Handling a gravid female can also be a challenge. A female that is carrying eggs is often mistakenly called pregnant – but this term applies to animals that give live birth instead of laying eggs. You don’t want to cause a gravid female stress, which in rare instances can cause her to hold onto the eggs and become eggbound. Dropping a gravid female could cause the eggs to rupture inside her, causing dangerous internal problems. This is very rare, so just be cautious when handling. Some females can be nippy after laying eggs, and seem to guard them. Let her be, avoid handling her directly, but be sure to retrieve the eggs from the lay box within about 24 hours.
To assist in the settling in period, replace food and water in late afternoon while your gecko is asleep to avoid stress. Swap out paper towel weekly. Slowly incorporate handling into their routine to avoid too much at once.
Handling during the day is easier with a jumpy gecko. At night they are alert and ready to run.
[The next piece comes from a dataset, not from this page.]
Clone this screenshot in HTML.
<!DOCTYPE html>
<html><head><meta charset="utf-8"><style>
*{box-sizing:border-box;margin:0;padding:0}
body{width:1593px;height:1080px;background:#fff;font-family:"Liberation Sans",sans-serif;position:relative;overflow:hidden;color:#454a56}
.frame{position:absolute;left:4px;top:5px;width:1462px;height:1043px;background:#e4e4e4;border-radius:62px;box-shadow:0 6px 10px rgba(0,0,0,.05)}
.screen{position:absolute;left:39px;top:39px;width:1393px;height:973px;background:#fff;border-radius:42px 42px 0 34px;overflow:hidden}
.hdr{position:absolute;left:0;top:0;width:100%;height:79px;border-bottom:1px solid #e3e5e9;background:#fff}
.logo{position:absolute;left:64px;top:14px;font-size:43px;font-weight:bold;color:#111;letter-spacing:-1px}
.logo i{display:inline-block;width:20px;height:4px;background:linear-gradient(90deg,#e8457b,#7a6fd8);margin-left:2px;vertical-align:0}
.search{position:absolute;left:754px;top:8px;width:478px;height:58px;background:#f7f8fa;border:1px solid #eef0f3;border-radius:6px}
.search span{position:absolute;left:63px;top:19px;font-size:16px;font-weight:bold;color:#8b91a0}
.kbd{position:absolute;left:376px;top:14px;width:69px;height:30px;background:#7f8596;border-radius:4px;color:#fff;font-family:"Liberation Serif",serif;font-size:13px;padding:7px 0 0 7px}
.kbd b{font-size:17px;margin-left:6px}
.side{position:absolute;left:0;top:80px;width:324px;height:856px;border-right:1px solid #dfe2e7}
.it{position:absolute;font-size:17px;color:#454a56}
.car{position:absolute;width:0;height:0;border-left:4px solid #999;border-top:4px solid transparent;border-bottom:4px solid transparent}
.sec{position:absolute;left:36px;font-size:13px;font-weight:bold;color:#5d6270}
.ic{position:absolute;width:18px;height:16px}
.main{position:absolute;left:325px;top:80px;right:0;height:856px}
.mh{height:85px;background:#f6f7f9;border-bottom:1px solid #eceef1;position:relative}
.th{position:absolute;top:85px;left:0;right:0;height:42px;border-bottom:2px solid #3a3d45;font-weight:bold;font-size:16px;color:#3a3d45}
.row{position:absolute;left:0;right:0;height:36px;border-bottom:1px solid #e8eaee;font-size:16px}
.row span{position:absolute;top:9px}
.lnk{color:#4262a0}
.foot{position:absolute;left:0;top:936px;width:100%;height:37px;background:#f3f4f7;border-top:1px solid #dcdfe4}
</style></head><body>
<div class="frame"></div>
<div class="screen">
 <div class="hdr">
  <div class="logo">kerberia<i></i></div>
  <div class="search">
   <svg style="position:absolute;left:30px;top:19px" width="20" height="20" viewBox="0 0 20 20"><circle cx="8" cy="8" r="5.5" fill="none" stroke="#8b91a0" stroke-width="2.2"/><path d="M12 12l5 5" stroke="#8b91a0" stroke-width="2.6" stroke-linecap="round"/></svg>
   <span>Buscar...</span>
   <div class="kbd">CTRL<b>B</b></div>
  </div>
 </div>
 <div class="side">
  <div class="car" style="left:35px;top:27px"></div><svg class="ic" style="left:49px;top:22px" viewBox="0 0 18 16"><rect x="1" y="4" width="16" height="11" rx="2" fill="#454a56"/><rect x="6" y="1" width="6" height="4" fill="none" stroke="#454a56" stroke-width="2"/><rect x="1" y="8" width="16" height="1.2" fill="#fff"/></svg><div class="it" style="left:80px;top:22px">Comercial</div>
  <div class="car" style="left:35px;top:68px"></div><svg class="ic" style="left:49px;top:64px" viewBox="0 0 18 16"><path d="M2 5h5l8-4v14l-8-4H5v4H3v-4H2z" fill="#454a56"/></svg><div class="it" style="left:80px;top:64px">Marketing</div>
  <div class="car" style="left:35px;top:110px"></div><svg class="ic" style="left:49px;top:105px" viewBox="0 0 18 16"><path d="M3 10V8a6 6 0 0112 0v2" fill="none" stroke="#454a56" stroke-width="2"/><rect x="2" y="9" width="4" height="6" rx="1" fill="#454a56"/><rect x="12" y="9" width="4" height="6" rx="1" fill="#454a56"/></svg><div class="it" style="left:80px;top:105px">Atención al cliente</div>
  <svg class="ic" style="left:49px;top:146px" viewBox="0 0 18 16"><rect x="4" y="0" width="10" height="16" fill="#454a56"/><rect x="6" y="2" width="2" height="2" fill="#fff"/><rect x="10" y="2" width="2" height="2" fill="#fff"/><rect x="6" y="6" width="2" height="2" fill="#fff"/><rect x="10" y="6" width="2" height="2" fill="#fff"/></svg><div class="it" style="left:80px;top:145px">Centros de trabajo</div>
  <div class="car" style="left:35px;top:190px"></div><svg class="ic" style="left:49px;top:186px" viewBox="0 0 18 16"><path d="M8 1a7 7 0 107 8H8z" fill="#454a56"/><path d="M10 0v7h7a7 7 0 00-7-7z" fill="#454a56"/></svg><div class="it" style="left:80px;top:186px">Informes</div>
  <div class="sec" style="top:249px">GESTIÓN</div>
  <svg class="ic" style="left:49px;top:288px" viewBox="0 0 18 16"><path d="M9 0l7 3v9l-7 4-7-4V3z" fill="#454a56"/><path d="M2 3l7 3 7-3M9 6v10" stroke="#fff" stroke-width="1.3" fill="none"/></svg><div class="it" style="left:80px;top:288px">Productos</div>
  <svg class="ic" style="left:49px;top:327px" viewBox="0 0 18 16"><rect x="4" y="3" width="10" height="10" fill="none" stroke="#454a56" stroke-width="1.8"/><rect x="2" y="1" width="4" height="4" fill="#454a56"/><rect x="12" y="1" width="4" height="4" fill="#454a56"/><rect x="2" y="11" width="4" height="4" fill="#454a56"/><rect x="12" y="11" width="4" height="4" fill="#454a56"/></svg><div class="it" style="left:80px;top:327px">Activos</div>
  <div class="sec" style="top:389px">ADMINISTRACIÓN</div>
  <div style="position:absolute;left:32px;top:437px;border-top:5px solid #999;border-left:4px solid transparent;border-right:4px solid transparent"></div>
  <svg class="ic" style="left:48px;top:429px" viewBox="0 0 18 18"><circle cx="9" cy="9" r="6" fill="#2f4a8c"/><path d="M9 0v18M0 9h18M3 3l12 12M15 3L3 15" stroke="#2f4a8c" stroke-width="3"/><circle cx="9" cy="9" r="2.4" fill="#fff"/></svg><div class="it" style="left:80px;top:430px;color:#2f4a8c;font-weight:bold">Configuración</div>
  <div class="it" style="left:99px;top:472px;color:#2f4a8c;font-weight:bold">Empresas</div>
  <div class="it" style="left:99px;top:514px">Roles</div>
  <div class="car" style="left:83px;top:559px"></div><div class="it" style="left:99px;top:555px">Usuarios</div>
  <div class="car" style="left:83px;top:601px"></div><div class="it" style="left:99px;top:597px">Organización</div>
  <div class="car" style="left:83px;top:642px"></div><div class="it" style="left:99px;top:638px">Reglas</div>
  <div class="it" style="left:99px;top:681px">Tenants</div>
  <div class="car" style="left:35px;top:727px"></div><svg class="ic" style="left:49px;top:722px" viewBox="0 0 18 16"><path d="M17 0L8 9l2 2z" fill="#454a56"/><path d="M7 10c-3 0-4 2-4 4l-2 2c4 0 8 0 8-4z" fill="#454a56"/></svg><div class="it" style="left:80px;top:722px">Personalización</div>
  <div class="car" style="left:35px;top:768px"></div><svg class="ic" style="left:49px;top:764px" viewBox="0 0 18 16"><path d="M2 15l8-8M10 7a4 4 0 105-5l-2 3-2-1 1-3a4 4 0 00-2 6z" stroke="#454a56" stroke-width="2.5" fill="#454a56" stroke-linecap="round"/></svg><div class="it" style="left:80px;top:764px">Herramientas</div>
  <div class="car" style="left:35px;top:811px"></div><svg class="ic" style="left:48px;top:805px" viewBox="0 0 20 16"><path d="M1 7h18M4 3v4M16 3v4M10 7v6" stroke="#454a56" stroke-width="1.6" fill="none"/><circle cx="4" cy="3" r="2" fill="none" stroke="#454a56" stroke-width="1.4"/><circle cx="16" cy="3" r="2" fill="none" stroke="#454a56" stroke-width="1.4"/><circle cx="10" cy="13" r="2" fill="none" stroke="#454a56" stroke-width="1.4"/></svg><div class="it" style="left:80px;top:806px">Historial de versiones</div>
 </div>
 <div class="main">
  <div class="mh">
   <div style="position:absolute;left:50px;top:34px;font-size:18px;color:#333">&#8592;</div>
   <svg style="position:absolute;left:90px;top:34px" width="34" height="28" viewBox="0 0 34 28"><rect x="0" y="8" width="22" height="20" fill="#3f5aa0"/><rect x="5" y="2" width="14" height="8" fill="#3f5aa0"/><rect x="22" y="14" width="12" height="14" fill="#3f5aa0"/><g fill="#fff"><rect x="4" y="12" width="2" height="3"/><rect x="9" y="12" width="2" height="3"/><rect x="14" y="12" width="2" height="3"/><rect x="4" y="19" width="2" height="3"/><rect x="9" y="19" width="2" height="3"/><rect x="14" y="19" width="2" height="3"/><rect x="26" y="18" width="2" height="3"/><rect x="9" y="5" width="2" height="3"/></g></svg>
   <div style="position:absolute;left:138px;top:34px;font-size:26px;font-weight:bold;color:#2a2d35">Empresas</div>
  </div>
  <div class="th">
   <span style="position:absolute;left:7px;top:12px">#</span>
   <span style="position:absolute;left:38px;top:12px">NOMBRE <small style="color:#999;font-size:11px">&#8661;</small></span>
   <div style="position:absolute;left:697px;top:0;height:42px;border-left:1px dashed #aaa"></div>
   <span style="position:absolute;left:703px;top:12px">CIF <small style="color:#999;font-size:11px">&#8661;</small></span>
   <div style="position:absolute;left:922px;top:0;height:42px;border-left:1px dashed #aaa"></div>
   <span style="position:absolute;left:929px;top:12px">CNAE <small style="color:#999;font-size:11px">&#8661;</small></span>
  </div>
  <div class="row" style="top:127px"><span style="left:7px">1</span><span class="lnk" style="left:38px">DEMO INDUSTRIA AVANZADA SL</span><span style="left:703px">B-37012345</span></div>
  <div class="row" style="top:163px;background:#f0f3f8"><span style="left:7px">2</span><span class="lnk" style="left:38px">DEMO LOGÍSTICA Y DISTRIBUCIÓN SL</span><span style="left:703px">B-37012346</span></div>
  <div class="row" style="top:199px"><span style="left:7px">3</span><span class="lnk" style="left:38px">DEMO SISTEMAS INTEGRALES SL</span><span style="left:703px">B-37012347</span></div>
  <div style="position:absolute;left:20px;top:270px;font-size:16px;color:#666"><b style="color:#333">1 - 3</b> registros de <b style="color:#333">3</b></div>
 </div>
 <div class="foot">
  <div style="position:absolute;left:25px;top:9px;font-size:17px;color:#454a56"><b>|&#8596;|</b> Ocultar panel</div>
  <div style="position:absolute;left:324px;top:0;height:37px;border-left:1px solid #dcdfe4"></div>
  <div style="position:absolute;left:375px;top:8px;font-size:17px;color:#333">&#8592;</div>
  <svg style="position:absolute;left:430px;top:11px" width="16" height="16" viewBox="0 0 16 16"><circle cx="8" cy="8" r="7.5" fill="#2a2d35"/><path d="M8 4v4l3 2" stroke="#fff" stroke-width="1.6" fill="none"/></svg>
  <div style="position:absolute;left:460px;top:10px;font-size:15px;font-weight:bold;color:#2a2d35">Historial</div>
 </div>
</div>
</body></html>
Use a technique called “hand walking”, in which you let the gecko run or jump from one hand to the other. It’s a big like handling a jumping slinky but you can usually get used to it pretty quickly. So will your gecko!
Start up slowly by only handling them when cleaning their enclosure. Put them on a branch or in a cardboard tube instead of trying to grab them. Go slow. When hand walking them, do so only for a minute or two at a time every other day – after they’ve settled in, are comfortable with their tank and started to eat. You can increase this to about 15 minutes. After a few months, you may have a gecko who will hang out with you during the evening, but always expect them to dart away.
The good news is that most geckos can tame down within a month. However, you may have a gecko that just doesn’t tolerate handling as well, or is always jumpy. Although you may not be able to change their personality, you can likely improve handling considerably if you do so consistently and in short sessions.